Bubu lipat (wadong) yang dioperasikan oleh nelayan Desa Gebang Mekar, Kabupaten Cirebon, rata-rata lamanya perendaman bubu di perairan berkisar 3-5 jam dengan pemasangan berantai (sistem rawai). Jenis umpan yang dipakai adalah ikan petek dan ikan rucah dengan ukuran 5 cm (Wawancara nelayan Gebang Mekar Kabupaten Cirebon, 2006).
Alat tangkap bubu sifatnya pasif sehingga dibutuhkan pemikat atau umpan agar ikan yang akan dijadikan target tangkapan mau memasuki bubu. Jenis umpan yang dipakai sangat beraneka ragam ada yang memakai umpan hidup, ikan rucah atau jenis umpan lainnya. Penempatan umpan didalam bubu pada umumnya diletakkan di tengah-tengah bubu baik di bagian bawah, tengah atau di bagian atas dari bubu dengan cara diikat atau digantung dengan atau tanpa pembungkus umpan (Martasuganda, 2003).
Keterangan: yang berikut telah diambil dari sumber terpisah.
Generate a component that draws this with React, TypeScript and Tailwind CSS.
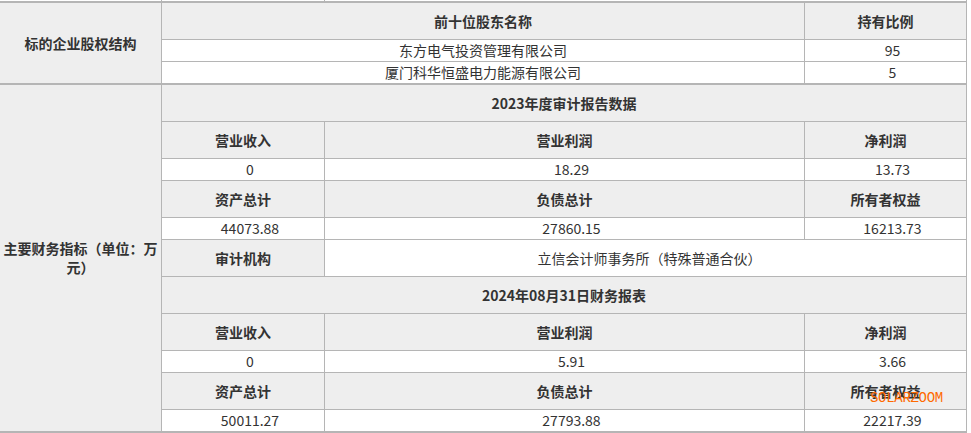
import React from "react";

const cell = "flex items-center justify-center border-r border-b border-[#b5b5b5] text-[14px] text-[#333]";
const head = `${cell} bg-[#eeeeee] font-bold`;
const val = `${cell} bg-white pl-[14px]`;
const thick = "border-b-2";

type Row = [string, string, string];

// one dated block: title row, then header / value row pairs
const Section = ({ title, heads, values, last }: { title: string; heads: Row[]; values: Row[]; last?: boolean }) => (
  <>
    <div className={`${head} col-span-3`}>{title}</div>
    {heads.map((h, i) => (
      <React.Fragment key={i}>
        {h.map((t, j) => (
          <div key={`h${j}`} className={head}>{t}</div>
        ))}
        {values[i].map((t, j) => (
          <div key={`v${j}`} className={`${val} ${last && i === heads.length - 1 ? thick : ""}`}>
            {t}
          </div>
        ))}
      </React.Fragment>
    ))}
  </>
);

const App = () => {
  return (
    <div
      className="relative w-[971px] h-[433px] bg-white overflow-hidden"
      style={{ fontFamily: '"Noto Sans CJK SC", "Noto Sans", sans-serif' }}
    >
      {/* leftover of the row above */}
      <div className="grid grid-cols-[162px_163px_642px] h-[1px]">
        <div className="border-r border-[#b5b5b5]" />
        <div className="border-r border-[#b5b5b5]" />
        <div className="border-r border-[#b5b5b5]" />
      </div>

      <div className="w-[967px] border-t-2 border-[#b5b5b5] grid grid-cols-[162px_163px_480px_162px] grid-rows-[37px_22px_23px_37px_37px_22px_37px_22px_37px_37px_37px_22px_37px_23px]">
        {/* 股权结构 */}
        <div className={`${head} row-span-3 ${thick}`}>标的企业股权结构</div>
        <div className={`${head} col-span-2`}>前十位股东名称</div>
        <div className={head}>持有比例</div>
        <div className={`${cell} bg-white col-span-2`}>东方电气投资管理有限公司</div>
        <div className={val}>95</div>
        <div className={`${cell} bg-white col-span-2 ${thick}`}>厦门科华恒盛电力能源有限公司</div>
        <div className={`${val} ${thick}`}>5</div>

        {/* 财务指标 */}
        <div className={`${head} row-span-11 ${thick} px-[3px] text-center leading-[19px]`}>
          主要财务指标（单位：万元）
        </div>

        <Section
          title="2023年度审计报告数据"
          heads={[
            ["营业收入", "营业利润", "净利润"],
            ["资产总计", "负债总计", "所有者权益"],
          ]}
          values={[
            ["0", "18.29", "13.73"],
            ["44073.88", "27860.15", "16213.73"],
          ]}
        />
        <div className={head}>审计机构</div>
        <div className={`${cell} bg-white col-span-2 pl-[8px]`}>立信会计师事务所（特殊普通合伙）</div>

        <Section
          title="2024年08月31日财务报表"
          heads={[
            ["营业收入", "营业利润", "净利润"],
            ["资产总计", "负债总计", "所有者权益"],
          ]}
          values={[
            ["0", "5.91", "3.66"],
            ["50011.27", "27793.88", "22217.39"],
          ]}
          last
        />
      </div>

      {/* watermark */}
      <div
        className="absolute left-[870px] top-[390px] text-[14px] leading-[16px] text-[#ff6a00] tracking-[-0.3px]"
        style={{ fontFamily: '"Liberation Mono", monospace' }}
      >
        SOLARZOOM
      </div>
    </div>
  );
};

export default App;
Monintja dan Martasuganda (1990) menjelaskan bahwa ada beberapa faktor yang menyebabkan ikan karang dan udang terperangkap ke dalam bubu yaitu karena tertarik oleh bau umpan, untuk tempat istirahat sewaktu ikan bermigrasi, karena sifat thigmotaxis dari ikan itu sendiri. Sifat thigmotaxis adalah sifat ikan yang selalu ingin mengetahui suatu benda asing yang ada di sekitarnya, sehingga cenderung untuk menyentuhkan diri pada benda tersebut. Sedangkan menurut Larger et al. (1977), reaksi ikan mendekati bubu disebabkan oleh respon ikan tersebut untuk mencari tempat berlindung.
Menurut IMA (2001) diacu dalam Widyaningsih (2004), untuk mengetahui berapa ikan yang telah terperangkap, nelayan harus mengangkat bubu ke permukaan atau nelayan menyelam. Keuntungan bubu adalah ikan tertangkap hidup- hidup dan hanya ikan- ikan jenis tertentu saja yang tertangkap (tergantung besar pintu dan ukuran mata jaring).
Menurut Tiyosa (1979), fluktuasi hasil tangkapan bubu terjadi karena :
1. Migrasi dan perubahan harian, musiman maupun tahunan dari kelompok ikan;
2. Keragaman ikan di dalam populasi;
3. Tepat tidaknya penentuan tempat pemasangan bubu, karena alat tangkap jenis ini bersifat pasif dan menetap.